For a community that has a range of frightening apprehensions from the LNG plant coming up in a scenic and environmentally sensitive location, Tanoto’s online representation is hardly reassuring. The overwhelming negative information on Tanoto on the Internet—a lot of it from reputed outlets—is the reason why he finds little acceptance among Squamishers online. That’s why there are very few who would his side. Amid rampant angry attacks on Tanoto, you will find such comments rare: “But when you fill up at the pump, are you sure you know who you are supporting? My guess is that some of the investors in the publicly traded company you support are cut from the same cloth as this one [Tanoto]. Really what we need is a better solution.”
Local business-owner Michael Quesnel says he has researched on Tanoto and read about his dealings in pulp-mill industry in Sumatra and the environment issues related to that. After his research, he says, he found there was one word that defined the welcome afforded to Tanoto by British Columbia: Terrifying. For him, the vast difference between the online and offline images of Tanoto is puzzling. He says what frightens him is how the BC government is being mute about his past and rolling the red carpet for him. “How does a convicted criminal come into a country such as Canada and do fancy dinners for our MLAs?” he says, referring to cases of tax evasion and accounting fraud against one of Tanoto’s company.
Neilson is not convinced that Tanoto is a philanthropic man who believes in the greater good. “He’s a very selfish person who has left a legacy of ruin, economically and environmentally,” she says. “Tanoto is not setting up the Woodfibre plant to save the children in China from coal. This is strictly about money and all he cares for his return on investment.” Neilson says Tanoto is among the worst of businessmen in two ways: he’s contributing to a sunset industry that is doing damage and
he comes to Squamish with a bad track record that adds insult to injury.
Tanoto may be as good or bad as any other business tycoon, but he is attracting negative attention because his reputation does not evoke trust among the local residents who are already wary of a controversial industry in their backyard. The Woodfibre LNG plant might not have faced as much protest if it were not backed by Tanoto. When the stakes are so high for the locals, even the tiniest detail would matter.
However, local engineer Craig McConnell, who has keenly studied the LNG industry, says lambasting Tanoto simply doesn’t serve any purpose because Woodfibre LNG is the Canadian subsidiary of his company and Tanoto must be aware that Canada has a high level of government regulation. “It’s easy to dig up dirt on anyone these days, but I simply don’t see the point of attacking someone whom I haven’t even met or talked to. Personally, I have hard times judging people until I met them and I don’t see how attacking Tanoto will benefit people in BC,” he says.

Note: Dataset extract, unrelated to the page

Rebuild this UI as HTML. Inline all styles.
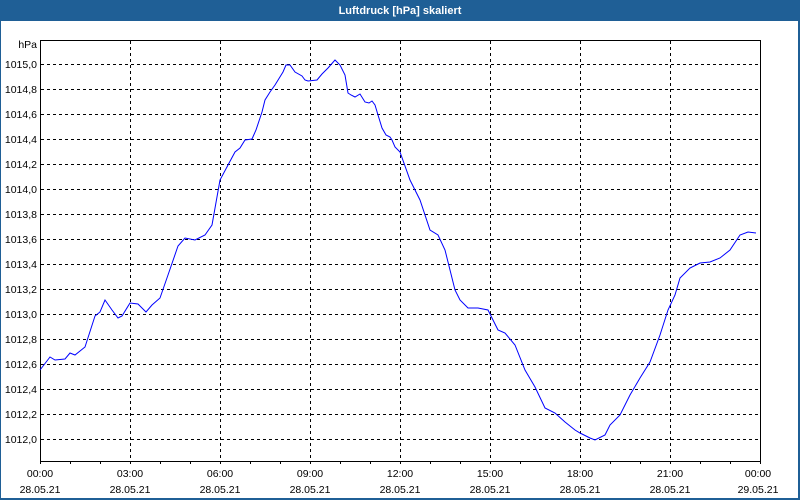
<!DOCTYPE html>
<html><head><meta charset="utf-8"><style>
html,body{margin:0;padding:0;width:800px;height:500px;overflow:hidden;background:#fff}
</style></head><body>
<svg width="800" height="500" xmlns="http://www.w3.org/2000/svg" font-family="Liberation Sans, DejaVu Sans, sans-serif" font-size="10.5">
<rect x="0" y="0" width="800" height="500" fill="#1f5f96"/>
<rect x="1" y="21" width="797" height="477" fill="#fff"/>
<text x="400" y="14" fill="#fff" font-weight="bold" font-size="11" text-anchor="middle">Luftdruck [hPa] skaliert</text>
<g stroke="#000" stroke-width="1" stroke-dasharray="3,3" shape-rendering="crispEdges">
<line x1="130.5" y1="41" x2="130.5" y2="461"/><line x1="220.5" y1="41" x2="220.5" y2="461"/>
<line x1="310.5" y1="41" x2="310.5" y2="461"/><line x1="400.5" y1="41" x2="400.5" y2="461"/>
<line x1="490.5" y1="41" x2="490.5" y2="461"/><line x1="580.5" y1="41" x2="580.5" y2="461"/>
<line x1="670.5" y1="41" x2="670.5" y2="461"/>
<line x1="41" y1="64.5" x2="760" y2="64.5"/><line x1="41" y1="89.5" x2="760" y2="89.5"/>
<line x1="41" y1="114.5" x2="760" y2="114.5"/><line x1="41" y1="139.5" x2="760" y2="139.5"/>
<line x1="41" y1="164.5" x2="760" y2="164.5"/><line x1="41" y1="189.5" x2="760" y2="189.5"/>
<line x1="41" y1="214.5" x2="760" y2="214.5"/><line x1="41" y1="239.5" x2="760" y2="239.5"/>
<line x1="41" y1="264.5" x2="760" y2="264.5"/><line x1="41" y1="289.5" x2="760" y2="289.5"/>
<line x1="41" y1="314.5" x2="760" y2="314.5"/><line x1="41" y1="339.5" x2="760" y2="339.5"/>
<line x1="41" y1="364.5" x2="760" y2="364.5"/><line x1="41" y1="389.5" x2="760" y2="389.5"/>
<line x1="41" y1="414.5" x2="760" y2="414.5"/><line x1="41" y1="439.5" x2="760" y2="439.5"/>
</g>
<g stroke="#000" stroke-width="1" shape-rendering="crispEdges" fill="none">
<path d="M40.5 40 V461.5 H760.5 V40 M40 40.5 H760"/>
<path d="M40.5 461 v3 M70.5 461 v3 M100.5 461 v3 M130.5 461 v3 M160.5 461 v3 M190.5 461 v3 M220.5 461 v3 M250.5 461 v3 M280.5 461 v3 M310.5 461 v3 M340.5 461 v3 M370.5 461 v3 M400.5 461 v3 M430.5 461 v3 M460.5 461 v3 M490.5 461 v3 M520.5 461 v3 M550.5 461 v3 M580.5 461 v3 M610.5 461 v3 M640.5 461 v3 M670.5 461 v3 M700.5 461 v3 M730.5 461 v3 M760.5 461 v3"/>
</g>
<g fill="#000" text-anchor="end">
<text x="37" y="48">hPa</text>
<text x="37" y="68">1015,0</text><text x="37" y="93">1014,8</text><text x="37" y="118">1014,6</text>
<text x="37" y="143">1014,4</text><text x="37" y="168">1014,2</text><text x="37" y="193">1014,0</text>
<text x="37" y="218">1013,8</text><text x="37" y="243">1013,6</text><text x="37" y="268">1013,4</text>
<text x="37" y="293">1013,2</text><text x="37" y="318">1013,0</text><text x="37" y="343">1012,8</text>
<text x="37" y="368">1012,6</text><text x="37" y="393">1012,4</text><text x="37" y="418">1012,2</text>
<text x="37" y="443">1012,0</text>
</g>
<g fill="#000" text-anchor="middle">
<text x="40" y="477">00:00</text><text x="40" y="493">28.05.21</text>
<text x="130" y="477">03:00</text><text x="130" y="493">28.05.21</text>
<text x="220" y="477">06:00</text><text x="220" y="493">28.05.21</text>
<text x="310" y="477">09:00</text><text x="310" y="493">28.05.21</text>
<text x="400" y="477">12:00</text><text x="400" y="493">28.05.21</text>
<text x="490" y="477">15:00</text><text x="490" y="493">28.05.21</text>
<text x="580" y="477">18:00</text><text x="580" y="493">28.05.21</text>
<text x="670" y="477">21:00</text><text x="670" y="493">28.05.21</text>
<text x="758" y="477">00:00</text><text x="758" y="493">29.05.21</text>
</g>
<polyline fill="none" stroke="#0000ff" stroke-width="1" points="40,370 50,357 55,360 65,359 70,353 75,355 85,347 95,316 100,312 105,300 112,310 118,318 122,316 130,303 138,304 146,312 152,305 160,298 168,275 178,246 185,238 195,240 205,235 212,225 220,180 228,165 235,152 240,148 245,140 252,139 256,130 262,112 265,100 270,92 275,85 283,72 286,65 290,65 295,72 302,76 305,80 308,81 317,80 322,74 328,68 335,60 340,65 345,75 348,93 351,95 355,97 360,94 365,102 369,103 372,101 375,105 378,115 382,128 386,135 390,137 392,140 395,147 400,152 410,180 420,200 430,230 438,235 445,250 455,290 460,300 468,308 478,308 488,310 492,318 498,330 505,333 515,345 525,370 535,387 545,408 555,413 565,422 575,430 580,433 590,438 595,440 605,435 610,425 620,415 630,395 640,378 650,362 660,335 668,310 675,295 680,278 690,268 700,263 710,262 720,258 730,250 740,235 748,232 756,233"/>
</svg>
</body></html>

McConnell also says that the online portrayal of Tanoto might not be representative of the broader community. He believes there is a silent majority of people in the community who support the project and they might not be active on the social media for a host of reasons. “People have busy daily lives and their time is taken up by commuting and working and taking care of their family. They don’t feel the need to engage as much as the evangelistic opponents who are organized and have an emotional investment in this issue,” he says.
Geri Avis has worked at the Woodfibre pulp mill and now works in Vancouver. She has been quite vocal in supporting the LNG plant but has pulled back from the relentless bickering on the Internet. As an old resident of Squamish, Avis claims there is a silent majority of citizens, including local businesses, which supports the project but doesn’t want to engage in unnecessary confrontation. “Those faulting Tanoto should also reflect on the business practices of Canadian companies. Before we start casting aspersions on others, why don’t we write about the conduct of Canadian mining companies abroad or the sneaky way the Canadian pension company operated in Germany?” she says.

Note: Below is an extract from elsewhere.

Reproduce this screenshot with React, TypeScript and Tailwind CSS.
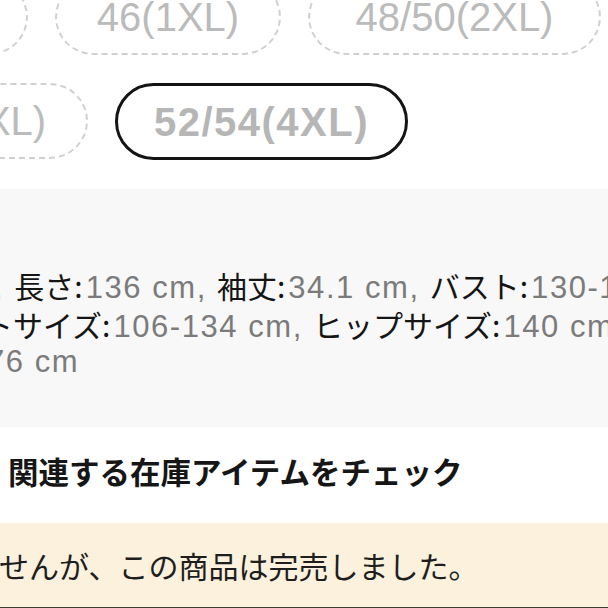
import React from "react";

function Pill({ label, w, selected }: { label: string; w: string; selected?: boolean }) {
  return (
    <div
      className={
        selected
          ? `flex shrink-0 items-center justify-center h-[77px] rounded-full border-[3px] border-solid border-[#141414] text-[40px] font-bold tracking-[1.5px] text-[#b6b6b6] ${w}`
          : `flex shrink-0 items-center justify-center h-[76px] rounded-full border-2 border-dashed border-[#d0d0d0] text-[40px] text-[#bbbbbb] ${w}`
      }
    >
      {label}
    </div>
  );
}

const L = "font-['Noto_Sans_CJK_JP',sans-serif] text-[30px] text-[#151515]";
const V = "font-['Liberation_Sans','Noto_Sans_CJK_JP',sans-serif] text-[31px] tracking-[0.05em] text-[#7b7b7b]";
const VM = `${V} ml-[3px]`;

export default function App() {
  return (
    <div className="w-[608px] h-[608px] overflow-hidden bg-white font-['Liberation_Sans','Noto_Sans_CJK_JP',sans-serif]">
      {/* size pills */}
      <div className="pb-[29px] whitespace-nowrap">
        <div className="flex gap-[27px] mt-[-21px] ml-[-172px]">
          <Pill label="44(XL)" w="w-[200px]" />
          <Pill label="46(1XL)" w="w-[226px]" />
          <Pill label="48/50(2XL)" w="w-[293px]" />
        </div>
        <div className="flex gap-[27px] mt-[28px] ml-[-138px]">
          <Pill label="50(3XL)" w="w-[226px]" />
          <Pill label="52/54(4XL)" w="w-[293px]" selected />
        </div>
      </div>

      {/* measurements */}
      <div className="h-[238px] bg-[#f8f8f8] pt-[77px] leading-[38.5px] whitespace-nowrap overflow-hidden">
        <div className="h-[38.5px] ml-[-6px]">
          <span className={V}>, </span>
          <span className={L}>長さ:</span>
          <span className={VM}>136 cm, </span>
          <span className={L}>袖丈:</span>
          <span className={VM}>34.1 cm, </span>
          <span className={L}>バスト:</span>
          <span className={VM}>130-134 cm,</span>
        </div>
        <div className="h-[38.5px] ml-[-17px]">
          <span className={L}>トサイズ:</span>
          <span className={VM}>106-134 cm, </span>
          <span className={L}>ヒップサイズ:</span>
          <span className={VM}>140 cm,</span>
        </div>
        <div className="h-[38.5px] ml-[-13px]">
          <span className={V}>76 cm</span>
        </div>
      </div>

      {/* heading */}
      <div className="h-[96px] flex items-center pl-[8px] pb-[6px] text-[30.5px] font-bold text-[#161616] font-['Noto_Sans_CJK_JP',sans-serif] whitespace-nowrap">
        関連する在庫アイテムをチェック
      </div>

      {/* sold out banner */}
      <div className="h-[86px] bg-[#fbf1dc] border-b-2 border-[#3c3933] flex items-center pt-[1px] overflow-hidden whitespace-nowrap">
        <div className="ml-[-180px] text-[30px] text-[#1e1e1e] font-['Noto_Sans_CJK_JP',sans-serif]">
          申し訳ありませんが、この商品は完売しました。
        </div>
      </div>
    </div>
  );
}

Online debates, especially by anonymous people, may not be the most reliable indicator of public mood. Yet, one stark fact you cannot miss is this—there are lots of people who passionately defend Woodfibre LNG on the Internet but very few among them would defend Tanoto.
It seems Woodfibre LNG too has realised that Tanoto’s shadow must not fall on the plant. But Tanoto, it seems, is its worst-kept secret. A few weeks ago, when I was planning to prepare a package on the Woodfibre issue, I asked the company for a high-resolution photograph of Tanoto. I was shocked by their response. A global company that circulates tons of publicity material, in both hard and soft forms, told me they don’t have his photograph at the moment but would try to arrange. And how do they do that? The request for photograph, the company said, was sent to the parent company in Singapore! About ten days later I was told: “Will let you know when/if I hear back [from Singapore].” I had asked for just a high-resolution picture of any kind and not a portfolio!
It seemed the mere request for a photograph, from which they had no means to deduce what I was going to write, had sent them into a tizzy. And this is what they further said: Are you writing an attack piece on Tanoto? If you are, forget the photograph. The assumption was the company would provide the photograph only if I was writing a positive piece! When I expressed my shock, a friendly executive realised the gaffe and apologised. If you bring up Tanoto’s name, there is a Pavlovian reaction from the company.
The day I was sending the paper to press, the company told me they had come to know I had written something on Tanoto and they would be happy to give me any information I wanted. I forgot to ask if the condition for getting information remained the same—if it’s a goody-goody piece we cooperate, otherwise the request goes to Singapore and we will let you know “when/if” we hear back.
Tanoto is a big challenge for the Woodfibre LNG which they cannot meet by playing games. With such a negative portrayal of him on the Internet, the company must reach out to the community and educate it on Tanoto’s background. They can give presentations to challenge allegations and allay unfounded fears of the community about Tanoto’s intentions.